**Stored items**
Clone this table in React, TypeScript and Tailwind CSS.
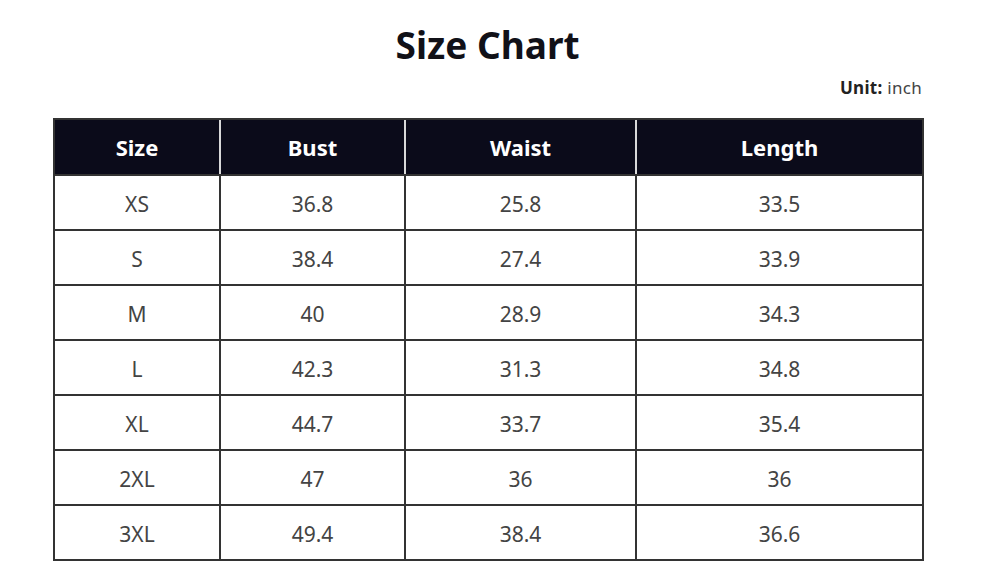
import React from "react";

const rows = [
  ["XS", "36.8", "25.8", "33.5"],
  ["S", "38.4", "27.4", "33.9"],
  ["M", "40", "28.9", "34.3"],
  ["L", "42.3", "31.3", "34.8"],
  ["XL", "44.7", "33.7", "35.4"],
  ["2XL", "47", "36", "36"],
  ["3XL", "49.4", "38.4", "36.6"],
];

export default function App() {
  return (
    <div
      className="w-[1003px] h-[570px] bg-white overflow-hidden"
      style={{ fontFamily: '"Noto Sans", "Open Sans", sans-serif' }}
    >
      <div className="ml-[53px] w-[869px] pt-[20px]">
        <h1 className="text-center text-[37px] leading-[50px] font-bold text-[#111118]">Size Chart</h1>
        <div className="text-right text-[17px] tracking-[0.3px] leading-[22px] mt-[7px] text-[#444]">
          <span className="font-bold text-[#222]">Unit:</span> inch
        </div>
        <table className="mt-[19px] w-[869px] border-collapse table-fixed">
          <colgroup>
            <col className="w-[166px]" />
            <col className="w-[185px]" />
            <col className="w-[231px]" />
            <col className="w-[287px]" />
          </colgroup>
          <thead>
            <tr className="h-[56px] bg-[#0b0b1a] text-white">
              {["Size", "Bust", "Waist", "Length"].map((h, i) => (
                <th
                  key={h}
                  className={`text-[22px] font-bold text-center border-y-2 border-[#333] ${
                    i === 0 ? "border-l-2" : "border-l-2 border-l-[#d9d9d9]"
                  } ${i === 3 ? "border-r-2" : ""}`}
                >
                  {h}
                </th>
              ))}
            </tr>
          </thead>
          <tbody>
            {rows.map((r) => (
              <tr key={r[0]} className="h-[55px]">
                {r.map((c, i) => (
                  <td
                    key={i}
                    className="text-[21px] pt-[5px] text-center text-[#444] border-2 border-[#333]"
                  >
                    {c}
                  </td>
                ))}
              </tr>
            ))}
          </tbody>
        </table>
      </div>
    </div>
  );
}
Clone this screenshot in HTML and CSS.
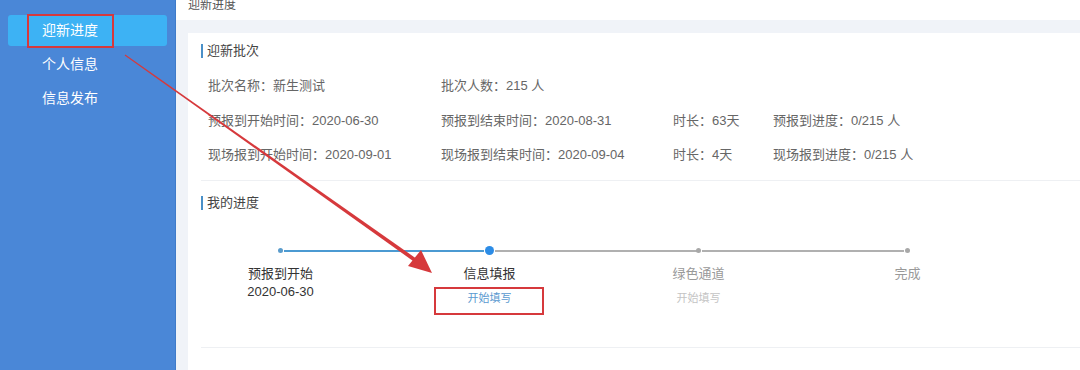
FILE: index.html
```html
<!DOCTYPE html>
<html lang="zh-CN">
<head>
    <meta charset="UTF-8">
    <title>迎新进度</title>
    <link rel="stylesheet" href="styles.css">
</head>
<body>
    <div class="app">
        <div class="sidebar">
            <div class="nav-item active">迎新进度</div>
            <div class="nav-item">个人信息</div>
            <div class="nav-item">信息发布</div>
        </div>

        <div class="main">
            <div class="topbar">迎新进度</div>

            <div class="card">
                <div class="section-title">迎新批次</div>
                <div class="info-grid">
                    <div>批次名称：新生测试</div>
                    <div>批次人数：215 人</div>
                    <div></div>
                    <div></div>

                    <div>预报到开始时间：2020-06-30</div>
                    <div>预报到结束时间：2020-08-31</div>
                    <div>时长：63天</div>
                    <div>预报到进度：0/215 人</div>

                    <div>现场报到开始时间：2020-09-01</div>
                    <div>现场报到结束时间：2020-09-04</div>
                    <div>时长：4天</div>
                    <div>现场报到进度：0/215 人</div>
                </div>

                <div class="divider"></div>

                <div class="section-title">我的进度</div>
                <div class="steps">
                    <div class="step done">
                        <div class="step-head"><span class="dot"></span></div>
                        <div class="step-title">预报到开始</div>
                        <div class="step-desc">2020-06-30</div>
                    </div>
                    <div class="step current">
                        <div class="step-head"><span class="dot"></span></div>
                        <div class="step-title">信息填报</div>
                        <div class="step-link">开始填写</div>
                    </div>
                    <div class="step">
                        <div class="step-head"><span class="dot"></span></div>
                        <div class="step-title">绿色通道</div>
                        <div class="step-link">开始填写</div>
                    </div>
                    <div class="step last">
                        <div class="step-head"><span class="dot"></span></div>
                        <div class="step-title">完成</div>
                    </div>
                </div>

                <div class="divider bottom"></div>
            </div>
        </div>
    </div>

    <!-- 标注：红框与箭头 -->
    <svg class="annotations" width="1080" height="370" viewBox="0 0 1080 370">
        <rect x="28" y="15" width="85" height="32" fill="none" stroke="#d6393c" stroke-width="2"/>
        <rect x="435" y="288" width="108" height="26" fill="none" stroke="#d6393c" stroke-width="2"/>
        <polygon points="124.7,55.4 125.3,54.6 417.2,259.2 414.8,262.2" fill="#d6393c"/>
        <polygon points="432,273 408,266 421,250" fill="#d6393c"/>
    </svg>
</body>
</html>
```

FILE: styles.css
```css
body {
    margin: 0;
    width: 1080px;
    height: 370px;
    overflow: hidden;
    font-family: "Liberation Sans", "Noto Sans CJK SC", sans-serif;
    color: #333;
    position: relative;
}
.app {
    display: flex;
    height: 370px;
}
.sidebar {
    width: 159px;
    padding: 15px 8px;
    background-color: #4a87d7;
    border-right: 1px solid #3f7bc9;
}
.nav-item {
    height: 31px;
    line-height: 31px;
    padding-left: 34px;
    margin-bottom: 3px;
    color: #fff;
    font-size: 14px;
    border-radius: 3px;
}
.nav-item.active {
    background-color: #3db2f4;
}
.main {
    flex: 1;
    background-color: #f0f3f8;
    display: flex;
    flex-direction: column;
}
.topbar {
    height: 20px;
    background: #fff;
    padding-left: 12px;
    font-size: 12px;
    line-height: 10px;
    color: #555;
    margin-bottom: 13px;
}
.card {
    flex: 1;
    margin-left: 12px;
    background: #fff;
    padding: 11px 0 0 13px;
}
.section-title {
    height: 14px;
    line-height: 14px;
    border-left: 2px solid #4a90c8;
    padding-left: 4px;
    font-size: 13px;
    color: #444;
}
.info-grid {
    display: grid;
    grid-template-columns: 233px 232px 100px auto;
    grid-auto-rows: 34.5px;
    padding: 18px 0 0 7px;
    font-size: 13px;
    color: #666;
}
.info-grid div {
    line-height: 20px;
}
.divider {
    height: 1px;
    background: #eef0f3;
    margin: 0 0 15px;
}
.divider.bottom {
    margin: 0;
}
.steps {
    display: flex;
    margin: 36px 0 0 -25px;
    height: 101px;
}
.step {
    width: 209px;
    text-align: center;
}
.step-head {
    position: relative;
    height: 10px;
}
.dot {
    display: inline-block;
    width: 5px;
    height: 5px;
    margin-top: 2px;
    border-radius: 50%;
    background: #a8a8a8;
    vertical-align: top;
}
.step-head::after {
    content: "";
    position: absolute;
    left: 108px;
    width: 202px;
    top: 4px;
    height: 2px;
    background: #b0b0b0;
}
.step.done .dot {
    background: #5a9ccc;
}
.step.done .step-head::after {
    background: #4b9ad2;
    left: 108px;
    width: 200px;
}
.step.current .dot {
    width: 9px;
    height: 9px;
    margin-top: 0;
    background: #2c8ce6;
}
.step.current .step-head::after {
    left: 110px;
}
.step.last .step-head::after {
    display: none;
}
.step-title {
    margin-top: 9px;
    font-size: 13px;
    line-height: 18px;
    color: #999;
}
.step.done .step-title,
.step.current .step-title {
    color: #333;
}
.step-desc {
    font-size: 13px;
    line-height: 18px;
    color: #333;
}
.step-link {
    margin-top: 8px;
    font-size: 11px;
    line-height: 14px;
    color: #c4c4c4;
}
.step.current .step-link {
    color: #5b9ad0;
}
.annotations {
    position: absolute;
    left: 0;
    top: 0;
    pointer-events: none;
}
```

**Set task**
Look above for every line with the word "Clone" and copy it.

**Exercise output**
Clone this table in React, TypeScript and Tailwind CSS.
Clone this screenshot in HTML and CSS.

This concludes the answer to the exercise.